Request - Find the lines holding the string "with" in the data, then copy all of them.

Dataset excerpt -
• • • •

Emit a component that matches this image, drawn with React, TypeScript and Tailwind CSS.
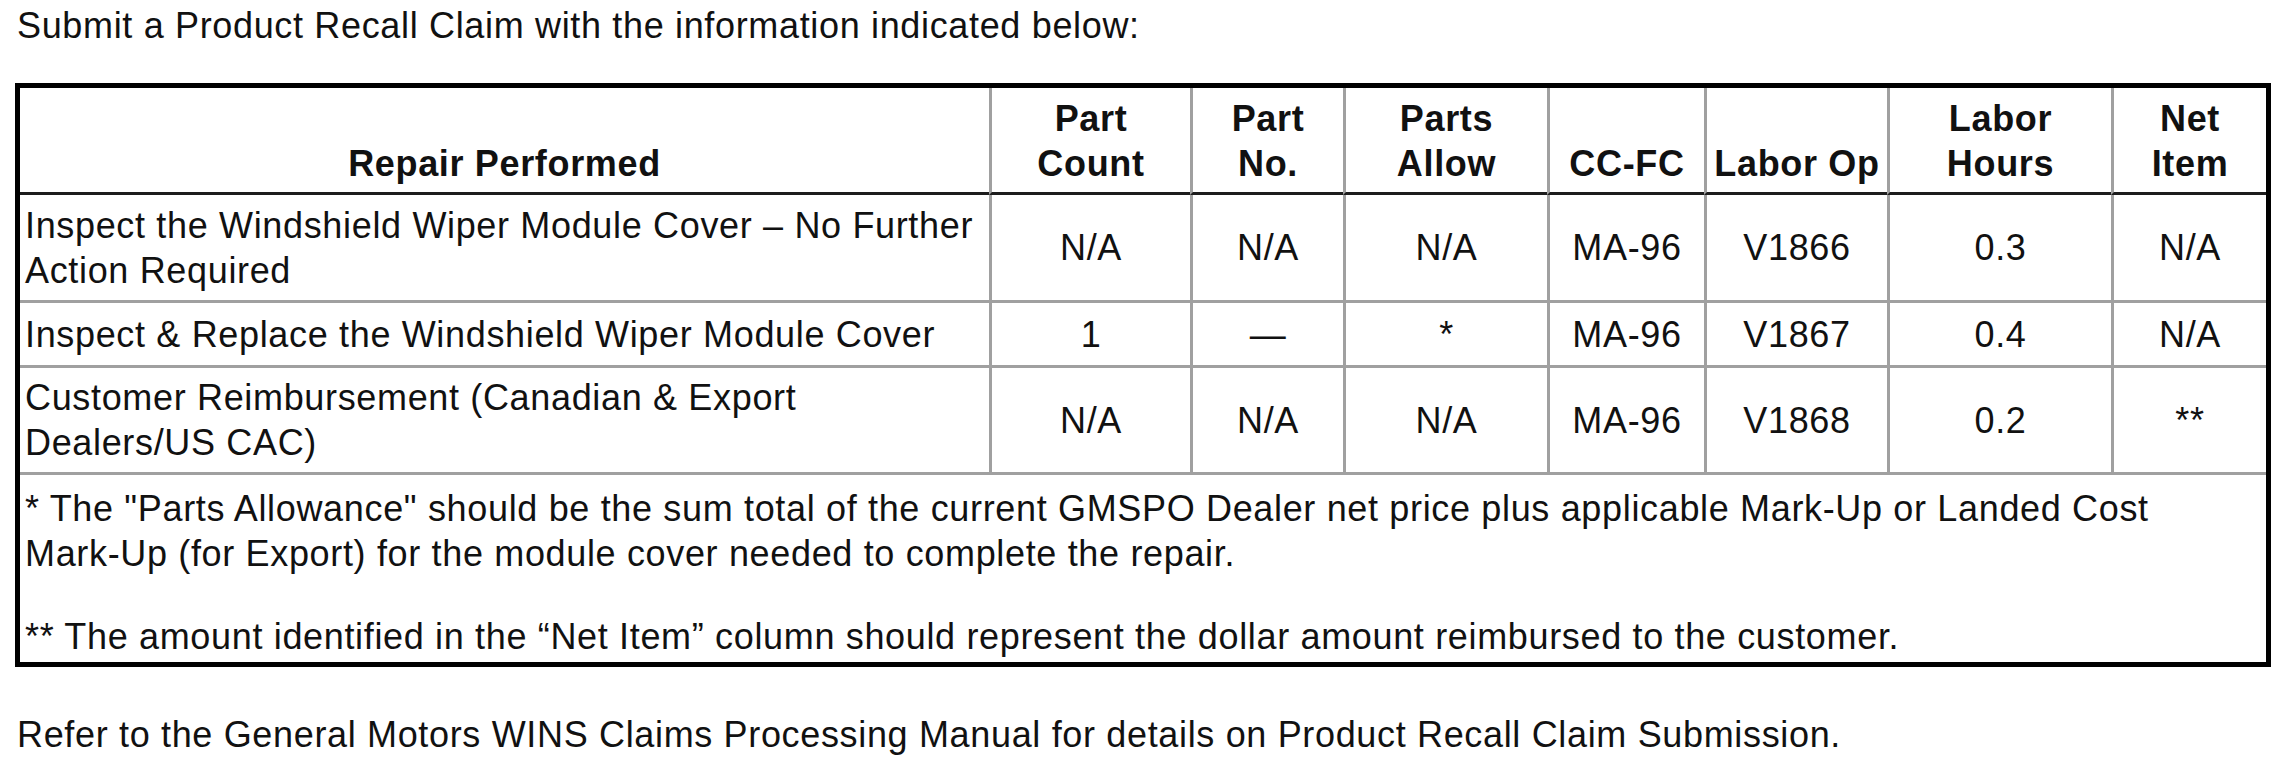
import type { ReactNode } from "react";

// Recall claim table: one header row, three repair rows and a notes
// block that spans every column. Sizes are in page pixels.

type Row = {
  repair: ReactNode;
  values: string[];
  height: string;
};

const headers: ReactNode[] = [
  "Repair Performed",
  <>Part<br />Count</>,
  <>Part<br />No.</>,
  <>Parts<br />Allow</>,
  "CC-FC",
  "Labor Op",
  <>Labor<br />Hours</>,
  <>Net<br />Item</>,
];

const rows: Row[] = [
  {
    repair: <>Inspect the Windshield Wiper Module Cover – No Further<br />Action Required</>,
    values: ["N/A", "N/A", "N/A", "MA-96", "V1866", "0.3", "N/A"],
    height: "h-[108px]",
  },
  {
    repair: "Inspect & Replace the Windshield Wiper Module Cover",
    values: ["1", "—", "*", "MA-96", "V1867", "0.4", "N/A"],
    height: "h-[65px]",
  },
  {
    repair: <>Customer Reimbursement (Canadian &amp; Export<br />Dealers/US CAC)</>,
    values: ["N/A", "N/A", "N/A", "MA-96", "V1868", "0.2", "**"],
    height: "h-[107px]",
  },
];

function HeaderCell({ children, first }: { children: ReactNode; first: boolean }) {
  return (
    <div
      className={`flex h-[107px] flex-col items-center justify-end border-b-[3px] border-b-[#1c1c1c] pb-[6px] text-center font-bold ${
        first ? "" : "border-l-[3px] border-l-[#a0a0a0]"
      }`}
    >
      <div>{children}</div>
    </div>
  );
}

function DataRow({ row }: { row: Row }) {
  return (
    <>
      <div className={`flex items-center whitespace-nowrap border-b-[3px] border-b-[#a0a0a0] pl-[5px] ${row.height}`}>
        <div>{row.repair}</div>
      </div>
      {row.values.map((v, i) => (
        <div
          key={i}
          className={`flex items-center justify-center border-b-[3px] border-l-[3px] border-b-[#a0a0a0] border-l-[#a0a0a0] ${row.height}`}
        >
          {v}
        </div>
      ))}
    </>
  );
}

export default function App() {
  return (
    <div className="min-h-[769px] w-[2293px] bg-white pl-[15px] font-['Liberation_Sans',Arial,sans-serif] text-[36px] leading-[45px] tracking-[0.66px] text-[#111]">
      <p className="pl-[2px] pt-[3px]">Submit a Product Recall Claim with the information indicated below:</p>

      <div className="mt-[35px] w-[2256px] border-[5px] border-black">
        <div className="grid grid-cols-[969px_201px_153px_204px_157px_183px_224px_155px]">
          {headers.map((h, i) => (
            <HeaderCell key={i} first={i === 0}>
              {h}
            </HeaderCell>
          ))}
          {rows.map((r, i) => (
            <DataRow key={i} row={r} />
          ))}
          <div className="col-span-8 h-[187px] whitespace-nowrap pl-[5px] pt-[11px]">
            <p>
              * The "Parts Allowance" should be the sum total of the current GMSPO Dealer net price plus applicable Mark-Up or Landed Cost
              <br />
              Mark-Up (for Export) for the module cover needed to complete the repair.
            </p>
            <p className="mt-[38px]">
              ** The amount identified in the “Net Item” column should represent the dollar amount reimbursed to the customer.
            </p>
          </div>
        </div>
      </div>

      <p className="mt-[45px] pl-[2px]">
        Refer to the General Motors WINS Claims Processing Manual for details on Product Recall Claim Submission.
      </p>
    </div>
  );
}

• • • •

Exercise solution -
Emit a component that matches this image, drawn with React, TypeScript and Tailwind CSS.
      <p className="pl-[2px] pt-[3px]">Submit a Product Recall Claim with the information indicated below:</p>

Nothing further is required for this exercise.